As Brynnen shared during our conversation, HR executives often carry tremendous emotional labor. Nurses may only see the investigatory side of the job, the forms, the interviews, the policies. But behind that process is a person who is holding space for frustration, grief, and trauma on a daily basis. HR professionals listen to stories of bullying, discrimination, and workplace violence, often absorbing the emotion so nurses can feel heard.
Just like nurses, HR is rarely approached on a “good day.” Patients do not come to hospitals for fun, and employees rarely walk into HR unless something has gone wrong. This creates an environment where the majority of HR’s encounters are emotionally charged. The difference is that, unlike nurses who often find peer support in shared trauma, HR staff are frequently isolated. They cannot socialize in the same way, share details openly, or fully vent within their workplace. Many, like Brynnen, create sanctuaries in their offices with intention, calm lighting, crystals, plants, candy, even space for staff just to sit quietly and breathe.
Recognizing this humanity matters. It reframes HR not as the “enemy,” but as another caregiving profession within the healthcare system. Nurses and HR both carry invisible weight, and acknowledging that commonality opens the door to collaboration.
Why Collaboration Between Nursing and HR Matters
Culture change in healthcare cannot happen from one side alone. Nurses may identify the problems, bullying, lateral violence, unsafe assignments, toxic leadership, but without HR, those issues rarely translate into system-wide policy shifts. On the other hand, HR may have the authority to investigate, recommend action, or enforce policy, but without nurse engagement and documentation, they lack the evidence to act.

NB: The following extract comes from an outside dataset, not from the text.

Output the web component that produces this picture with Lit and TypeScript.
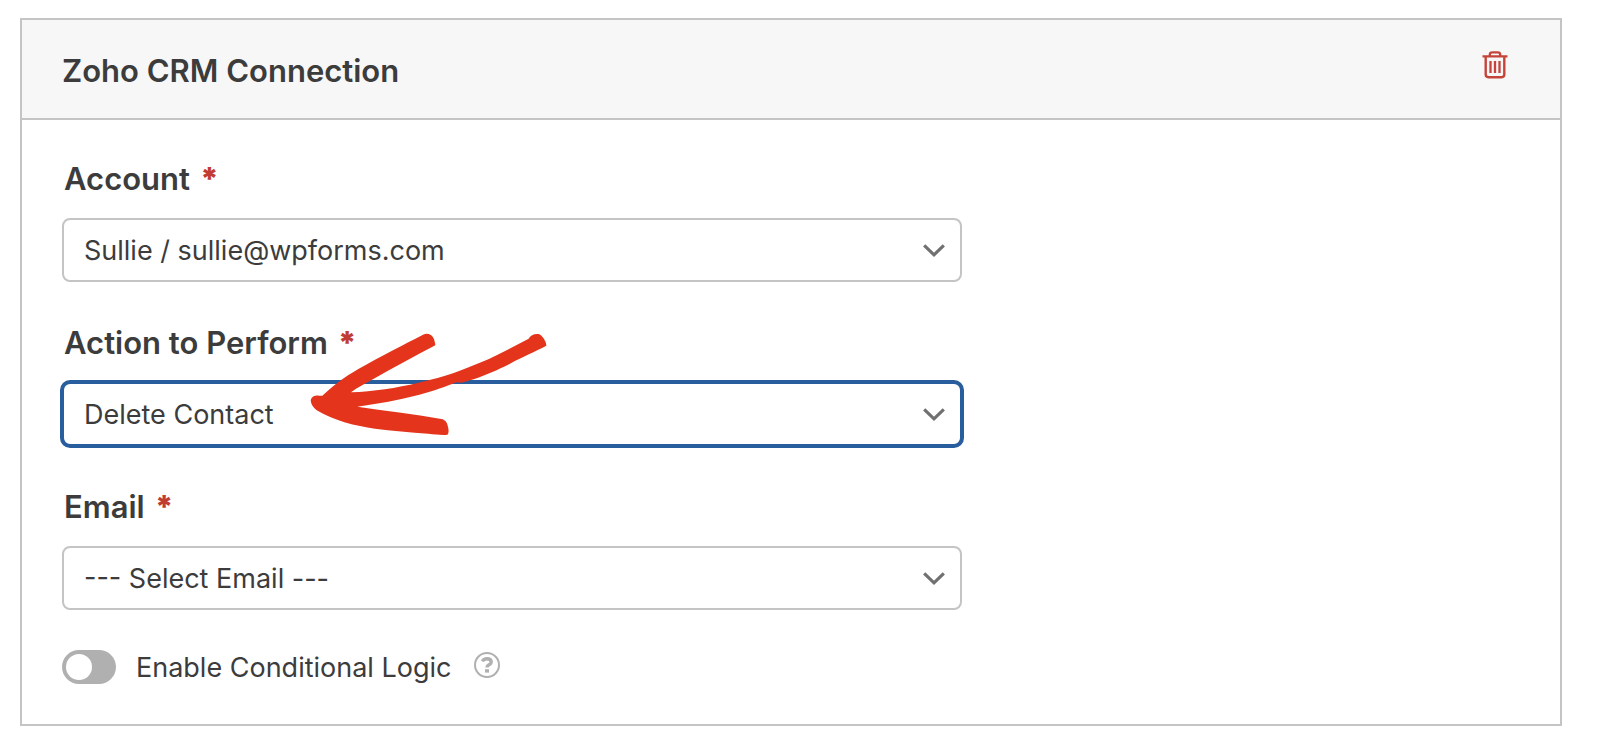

This is why collaboration between nursing and HR is essential.
- Nursing brings lived experience. Nurses see the micro-level harms in real time: unfair assignments, undermining comments, unsafe expectations.

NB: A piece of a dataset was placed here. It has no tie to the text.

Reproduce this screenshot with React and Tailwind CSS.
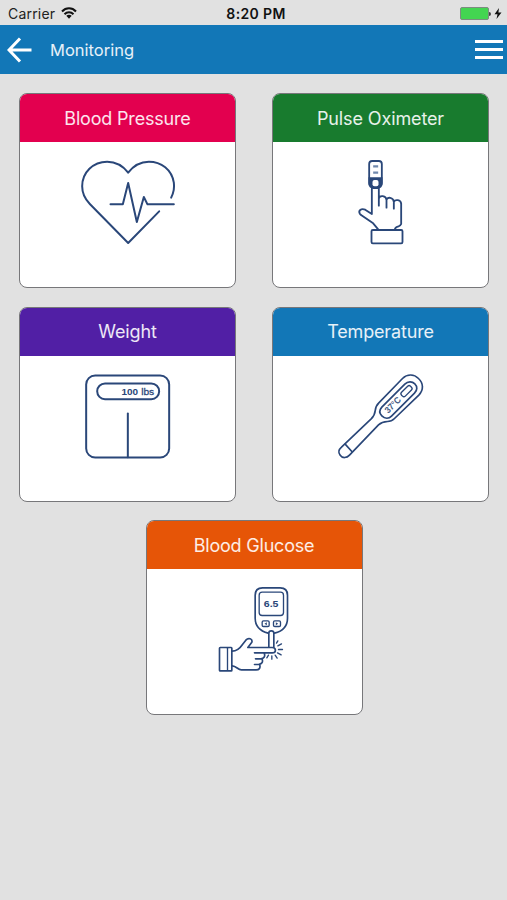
import React from 'react';

const line = {
  fill: 'none',
  stroke: '#2a4779',
  strokeLinecap: 'round',
  strokeLinejoin: 'round',
};

function HeartIcon() {
  return (
    <svg className="size-[100px]" viewBox="202.5 201 300 300" {...line} strokeWidth="6">
      <path d="M482 338 C490 322 492 306 490 293 C484 254 452 230 415 230 C388 230 368 243 353 263 C338 243 316 230 290 230 C248 230 215 262 215 304 C215 325 224 343 238 357 L353 474 L446 379" />
      <path d="M300 358 H337 L353 294 L379 411 L400 336 L411 358 H490" />
    </svg>
  );
}

function OximeterIcon() {
  return (
    <svg className="size-[100px]" viewBox="-28.5 6 300 300" {...line} strokeWidth="5.5">
      <rect x="86" y="33" width="38" height="76" rx="9" />
      <path d="M84 82 H126 V99 Q125 115 113 117 H97 Q85 115 84 99 Z" fill="#2a4779" stroke="none" />
      <rect x="96" y="90" width="18" height="19" rx="6" fill="#fff" stroke="none" />
      <path d="M98 49 H113 M98 68 H113" stroke="#7189ad" strokeWidth="7" strokeLinecap="butt" />
      <path d="M94 116 V192 L74 179 C61 174 53 183 58 191 Q60 194 65 197 L98 220 L113 238 M115 116 V167 M115 146 C117 135 137 136 138 150 V173 M138 150 C140 139 159 142 160 156 V176 M160 156 C164 147 181 149 182 161 V222 Q180 227 174 229 Q165 231 163 238" />
      <rect x="93" y="240" width="93" height="40" rx="4" />
    </svg>
  );
}

function ScaleIcon() {
  return (
    <svg className="size-[100px]" viewBox="7.5 1.5 300 300" {...line} strokeWidth="6">
      <rect x="32" y="30" width="249" height="246" rx="27" />
      <rect x="65" y="54" width="186" height="47" rx="23.5" />
      <path d="M157 144 V275" />
      <g fill="#2a4779" stroke="none" fontFamily="Liberation Sans, Arial, sans-serif" fontSize="29">
        <text x="138" y="87" fontWeight="700" textLength="50" lengthAdjust="spacingAndGlyphs">100</text>
        <text x="197" y="87" stroke="#2a4779" strokeWidth="0.8" textLength="39" lengthAdjust="spacingAndGlyphs">lbs</text>
      </g>
    </svg>
  );
}

function ThermometerIcon() {
  return (
    <svg className="size-[100px]" viewBox="16.5 1.5 300 300" {...line} strokeWidth="5">
      <path d="M48 245 L137 160 Q148 149 149 136 Q150 122 160 112 L231 39 C246 24 266 26 279 39 C294 53 295 73 280 89 L207 159 Q198 168 186 168 Q169 169 159 178 L72 269 C64 278 51 279 44 269 C37 261 40 252 48 245 Z" />
      <path d="M169 125 L238 56 C247 47 260 47 268 55 C276 63 276 74 267 83 L198 152 C190 160 178 160 169 151 C161 143 161 134 169 125 Z" />
      <path d="M59 236 L79 258" />
      <rect x="-19" y="-8" width="38" height="16" rx="6" transform="translate(243 77) rotate(-45)" strokeWidth="4" />
      <text
        transform="translate(188 145) rotate(-45)"
        fill="#3f587f"
        stroke="none"
        fontFamily="Liberation Sans, Arial, sans-serif"
        fontSize="27"
        fontWeight="700"
        textLength="57"
        lengthAdjust="spacingAndGlyphs"
      >
        37°C
      </text>
    </svg>
  );
}

function GlucoseIcon() {
  return (
    <svg className="size-[100px]" viewBox="-16.5 -1.5 300 300" {...line} strokeWidth="5">
      <path d="M176 161 C151 154 137 139 137 116 V47 Q137 25 159 25 H212 Q234 25 234 47 V116 C234 139 219 155 195 161" />
      <rect x="149" y="38" width="73" height="70" rx="9" strokeWidth="4" />
      <text x="163" y="82" fill="#2a4779" stroke="none" fontFamily="Liberation Sans, Arial, sans-serif" fontSize="29" fontWeight="700" textLength="44" lengthAdjust="spacingAndGlyphs">
        6.5
      </text>
      <rect x="158" y="124" width="21" height="17" rx="4" strokeWidth="4" />
      <rect x="192" y="124" width="21" height="17" rx="4" strokeWidth="4" />
      <path d="M172 128 V137 L165 132.500 Z M199 128 V137 L206 132.500 Z" fill="#2a4779" stroke="none" />
      <path d="M178 202 V161 C178 152 193 152 193 161 V203" />
      <rect x="30" y="204" width="37" height="70" rx="2" />
      <path d="M54 206 V272" strokeWidth="4" />
      <path d="M68 215 C83 215 91 207 99 195 L109 182 C117 173 130 178 127 188 L115 204 H188 C201 204 201 220 188 220 H135 M164 221 C168 230 164 237 154 238 H138 M158 239 C161 248 157 254 147 255 H135 M151 257 C153 266 149 271 140 271 H96 C84 271 82 260 68 259" />
      <path d="M201 191 L205 184 M205 199 L216 193 M207 210 H219 M204 220 L215 226 M197 227 L203 236 M187 229 V239 M177 227 L172 235" strokeWidth="4" />
    </svg>
  );
}

const cards = [
  { title: 'Blood Pressure', color: 'bg-[#e3004f]', spacing: 'tracking-[-0.18px]', Icon: HeartIcon },
  { title: 'Pulse Oximeter', color: 'bg-[#187b2e]', spacing: 'tracking-[-0.12px]', Icon: OximeterIcon },
  { title: 'Weight', color: 'bg-[#511fa5]', spacing: 'tracking-[-0.1px]', Icon: ScaleIcon },
  { title: 'Temperature', color: 'bg-[#1277b7]', spacing: 'tracking-[-0.15px]', Icon: ThermometerIcon },
  { title: 'Blood Glucose', color: 'bg-[#e65507]', spacing: 'tracking-[-0.2px]', Icon: GlucoseIcon },
];

function Card({ title, color, spacing, Icon }) {
  return (
    <button className="flex h-[195px] w-[217px] flex-col overflow-hidden rounded-[8px] border border-[#77777a] bg-white">
      <div className={`flex h-[48px] w-full shrink-0 items-center justify-center text-[18px] text-white/90 ${color} ${spacing}`}>
        {title}
      </div>
      <div className="flex w-full justify-center pt-[10px]">
        <Icon />
      </div>
    </button>
  );
}

function StatusBar() {
  return (
    <div className="grid h-[25px] grid-cols-3 items-center pt-[3px] text-[14px] leading-none text-[#222]">
      <div className="flex items-center gap-[6px] pl-[8px]">
        <span className="tracking-[0.2px]">Carrier</span>
        <svg className="-mt-[2px] h-[12px] w-[16px]" viewBox="0 0 16 12" fill="none" stroke="#111" strokeWidth="2">
          <path d="M1 4.500 C5 0.300 11 0.300 15 4.500 M3.500 7.200 C6 4.700 10 4.700 12.500 7.200" />
          <path d="M5.300 8.800 Q8 6.600 10.700 8.800 L8 11.700 Z" fill="#111" stroke="none" />
        </svg>
      </div>
      <div className="pl-[5px] text-center font-semibold tracking-[0.35px] text-[#111]">8:20 PM</div>
      <div className="-mt-px flex items-center justify-end pr-[5px]">
        <div className="h-[13px] w-[29px] rounded-[2px] border border-[#7d8c80] bg-[#43d551]" />
        <div className="h-[4px] w-[2px] rounded-r bg-[#444]" />
        <svg className="ml-[3px] h-[11px] w-[8px]" viewBox="0 0 8 11" fill="#111">
          <path d="M5 0 L0.500 6.200 H3.500 L2.500 11 L7.500 4.500 H4.400 Z" />
        </svg>
      </div>
    </div>
  );
}

export default function App() {
  return (
    <div className="min-h-screen bg-[#e1e1e1] font-['Inter',sans-serif]">
      <StatusBar />
      <header className="flex h-[49px] items-center bg-[#1277b7] pl-[7px] pr-[4px] text-white">
        <svg className="h-[26px] w-[26px]" viewBox="0 0 26 26" fill="none" stroke="currentColor" strokeWidth="3">
          <path d="M13 1.500 L2 13 L13 24.500 M2 13 H24.500" />
        </svg>
        <h1 className="ml-[17px] pt-[2px] text-[16.500px] text-white/90">Monitoring</h1>
        <div className="ml-auto flex w-[28px] flex-col gap-[5px]">
          <div className="h-[3px] bg-white" />
          <div className="h-[3px] bg-white" />
          <div className="h-[3px] bg-white" />
        </div>
      </header>
      <main className="flex flex-wrap justify-center gap-x-[36px] gap-y-[18.500px] pl-px pt-[19px]">
        {cards.map(card => (
          <Card key={card.title} {...card} />
        ))}
      </main>
    </div>
  );
}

- HR brings structural authority. HR has the power to formalize those experiences into policy change, corrective action, or systemic interventions.
- Together, they create traction. A documented issue paired with structured communication becomes actionable. Without one or the other, change stalls.
When nurses use ROLE-CLARITY to define their boundaries and P.E.A.C.E. to communicate effectively, and HR responds with transparency, validation, and legal process, the partnership becomes a tool for culture transformation. The collaboration reduces fear, increases accountability, and ensures that concerns move beyond “venting” into actual organizational outcomes.
As I often remind my listeners and my students: nurses cannot change the system if we all walk away. But we also cannot change it if we keep screaming into the void. Collaboration with HR, rooted in clarity and peace, is one of the few levers we have to move the needle on culture.
The Invitation
The bullying epidemic in nursing will not resolve through pizza parties or tote bags. It will not change unless nurses are empowered with both the skills to stand in clarity and the tools to engage in peace.
If you are a nurse navigating a toxic workplace, remember this: HR is not the enemy. It is a system. And systems can be navigated. Bring your documentation. Use ROLE-CLARITY to define your scope. Use P.E.A.C.E. to communicate without escalation. When you do, you not only protect yourself, you contribute to healing the culture for everyone around you.